Talking about bucket strategies, the discussion wouldn’t be complete without mentioning my good blogging friend Fritz Gilbert over at The Retirement Manifesto who is a big fan of a bucket strategy. But, to my knowledge, Fritz doesn’t claim that the bucket strategy will ever solve Sequence Risk. It may alleviate it a bit but never eliminate Sequence Risk. That’s consistent with my findings both in my Safe Withdrawal Rate Series. See Part 19, Part 20 (glidepaths, i.e., liquidating bonds first during the bear market, so very similar to a bucket strategy) and Part 25 (some explicit cash bucket simulations). So, just to be sure, when I say, some people are wrong about bucket strategies, I wasn’t talking about Fritz! 🙂

Summary

Again, I’m not saying a bear market is around the corner. It’s a low-probability event. But IF a bear market were to occur, it’s a lot scarier than people want to make it. True, the market has always recovered! It will also recover following the next bear market. The bad news: it’s not really a matter of if, but when! If the recovery takes too long it spells trouble for investors and especially retirees! For retirees with an aggressive withdrawal rate, it might make the difference between making it and running out of money.
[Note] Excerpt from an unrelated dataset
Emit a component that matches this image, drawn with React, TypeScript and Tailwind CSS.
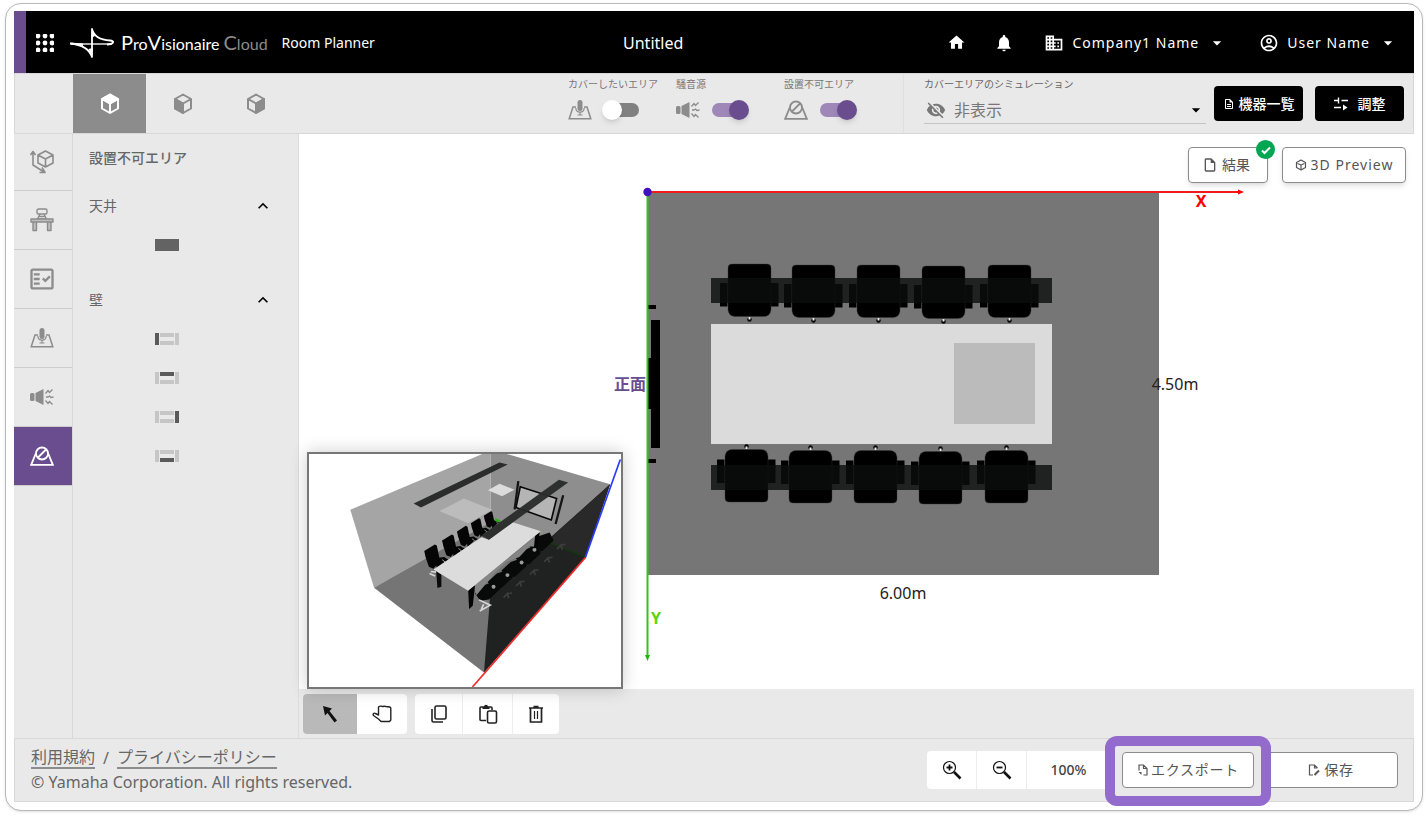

If you have a more conservative withdrawal rate – yours truly included – it might make the difference between having tons of money left over and just scraping by.

The average bear market may last for only 16 months, but the recovery will last a lot longer. The anatomy of the average bear market looks like the one below. For the severe bear market events (1929, 1937, 1968, 1972, 2000), expect to double the time it takes to recover.

If you’re not scared yet then I don’t know what it would take. But, of course, there’s always Halloween right around a corner…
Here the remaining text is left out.